The current test case for native title compensation which has been run in this jurisdiction at Timber Creek has been going on for close to 10 years now and has cost more in legal fees than what the judge awarded at the first instance. We are up before the High Court on special leave applications on 16 February. But that is an Australia-wide problem, it is not only a Territory problem. 

The fact is, the non-extinguishment principle applies. At the moment you get a non-pastoral use permit that is of a 30-year term. If this amendment was to go through, it would be a registerable sublease, which is proprietary interest, permanent for the period of the head pastoral lease. That effectively sterilises that area of land – which can be up to half of the pastoral lease legally under the Native Title Act—for many years if not decades. People then have to run an expensive court case to get compensation.

Now we are left with the situation for native title holders where they have a right to get a notice and opportunity to comment—and there it goes.
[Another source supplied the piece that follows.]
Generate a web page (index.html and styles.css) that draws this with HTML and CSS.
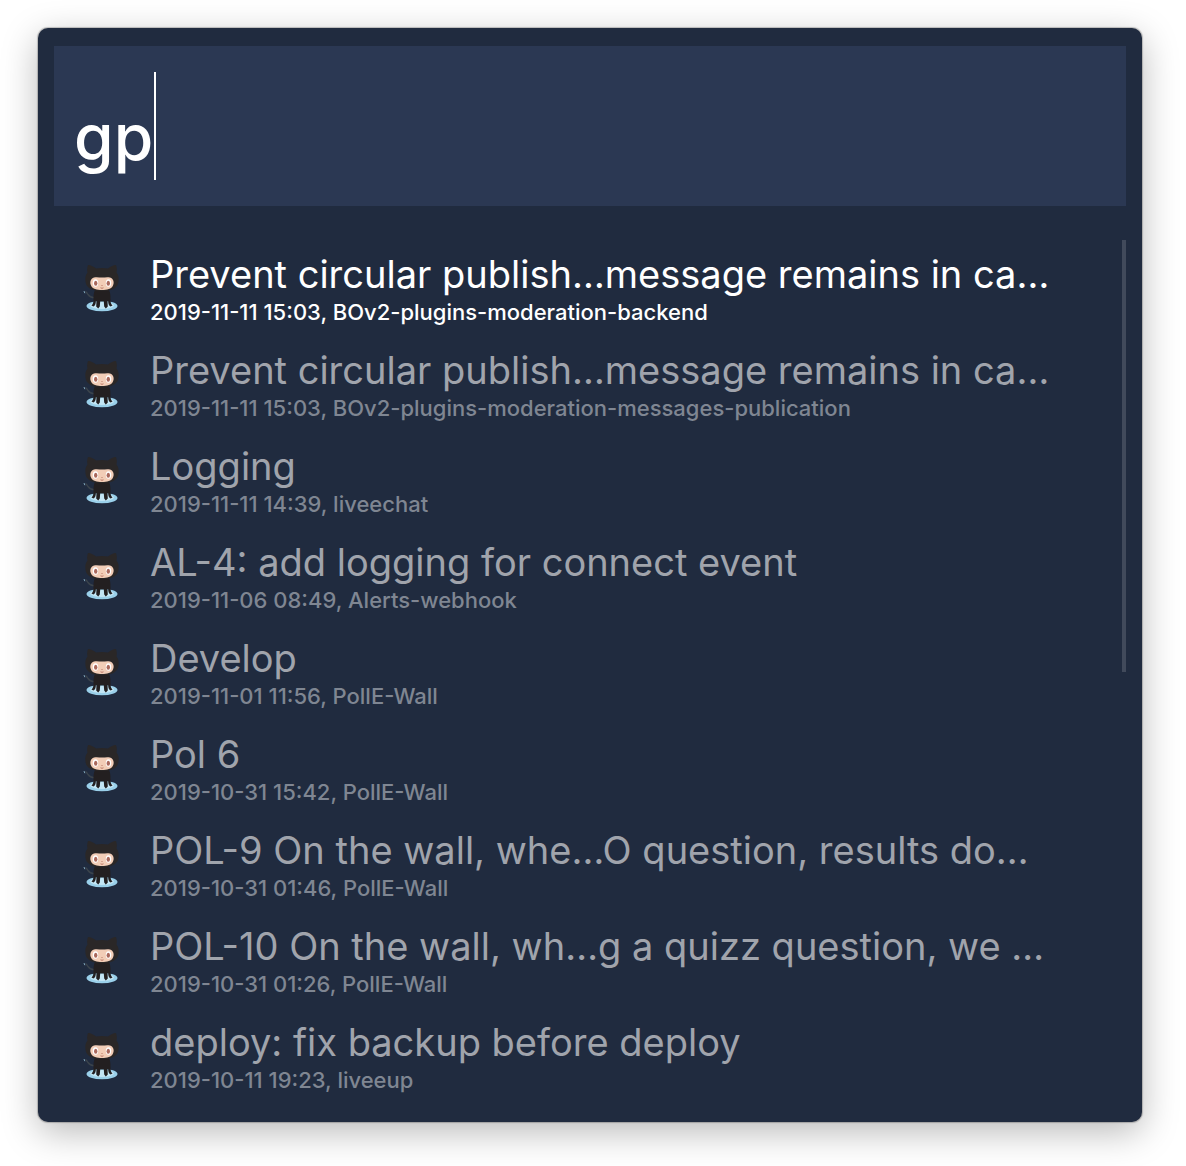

You can catch up with the compensation case later. That is really, in broad terms, the primary concern. With the best of intentions, some people have moved these amendments forward and see them as merely a technical land tenure exercise. 

It has been quite an historic view as to what is being implemented in Aboriginal rights. It is not something the Territory government has to do. The Native Title Act empowers a state or territory parliament to do it, it does not mandate that it does it. There is some discretion within this parliament to determine how these things can work. It cannot be inconsistent, obviously, with the Native Title Act. It is not without its legal complexity, but there are, I believe, ways forward to get Aboriginal people at the table with the pastoralists to be involved in these activities.